A: Getting rid of the idealists. Let pragmatism abound!
Joe is proudly pragmatic about ways of making money from publishing,
whether via paywalls or APCs, and elsewhere has argued that:
Access is a privilege of membership (e.g., being a student at a university), not a right. Can we stop this debate now and simply agree that we have no common ground upon which to base a conversation?
So perhaps the most fundamental disagreements on open scholarship are not between those with different views about its moral basis, but between those who have a view and those who avowedly have none. If open access, for example, is just a different economic model for publishers, then we may find that some of our fellow-travellers never had the same intentions as us, but merely happened to be travelling on the same road for a while.

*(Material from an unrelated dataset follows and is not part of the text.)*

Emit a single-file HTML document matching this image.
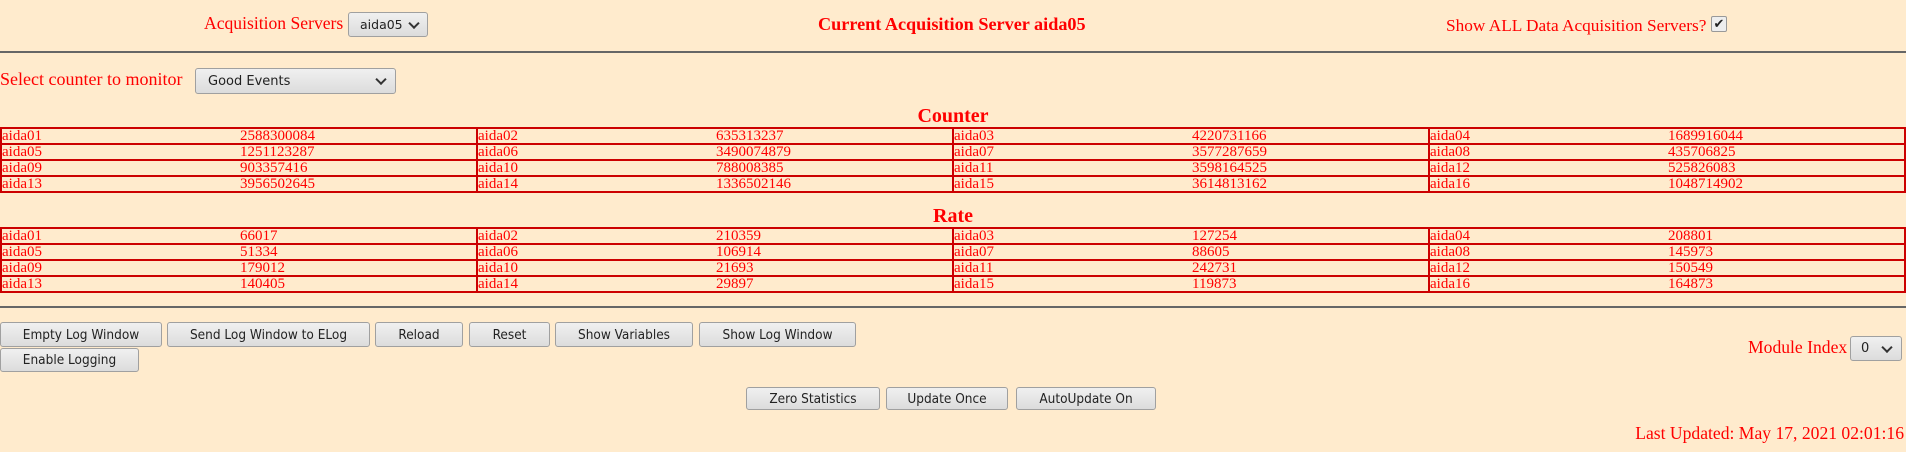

So in remaking scholarship, and especially scholarly publishing, we need to bear in mind the parable told by G. K. Chesterton in the introduction to his book Heretics:
Suppose that a great commotion arises in the street about something, let us say a lamp-post, which many influential persons desire to pull down. A grey-clad monk, who is the spirit of the Middle Ages, is approached upon the matter, and begins to say, in the arid manner of the Schoolmen, “Let us first of all consider, my brethren, the value of Light. If Light be in itself good—” At this point he is somewhat excusably knocked down. All the people make a rush for the lamp-post, the lamp-post is down in ten minutes, and they go about congratulating each other on their unmediaeval practicality. But as things go on they do not work out so easily. Some people have pulled the lamp-post down because they wanted the electric light; some because they wanted old iron; some because they wanted darkness, because their deeds were evil. Some thought it not enough of a lamp-post, some too much; some acted because they wanted to smash municipal machinery; some because they wanted to smash something. And there is war in the night, no man knowing whom he strikes. So, gradually and inevitably, to-day, to-morrow, or the next day, there comes back the conviction that the monk was right after all, and that all depends on what is the philosophy of Light. Only what we might have discussed under the gas-lamp, we now must discuss in the dark.
That’s why, when I had the privilege of addressing the 11th Berlin conference on open access in 2013, I used my slot to remind the audience that, as my talk’s title put it, open access is about sharing, unity and sanity, not about money. Because I was addressing a more senior audience than I usually speak to — one that necessarily has to think more about practicalities, finances, ways and means — I wanted to take the opportunity to remember that those are not the issues that gave birth to open scholarship; rather, it started out as an unabashedly idealistic movement (as reading any of the three
great open-access declarations will show you). I don’t want us to walk away from that high-ground and be reduced to thinking only about practicalities, important though they are.
Publishers and their associates often say — rightly, as far as they go — that “Scientific and technical publishing is a business“. But no-one goes into that business because of the money they can make. Everyone involved in research surely chose that business because their eyes were on a higher prize. Doing and publishing research is a mission; far from “getting rid of the idealists“, we should cherish them; and we should encourage rather than curb our own idealistic tendencies.
So my first and most important conviction about the moral dimension of Open is that it exists, that it’s crucial, and that it’s absolutely not something for us to feel ashamed of, as though it’s an adolescent phase that we’ll grow out of once we become old enough and wise enough to understand pragmatism. The moral dimension is what gives us a goal for our pragmatism to work towards.
All depends on what is the philosophy of Light.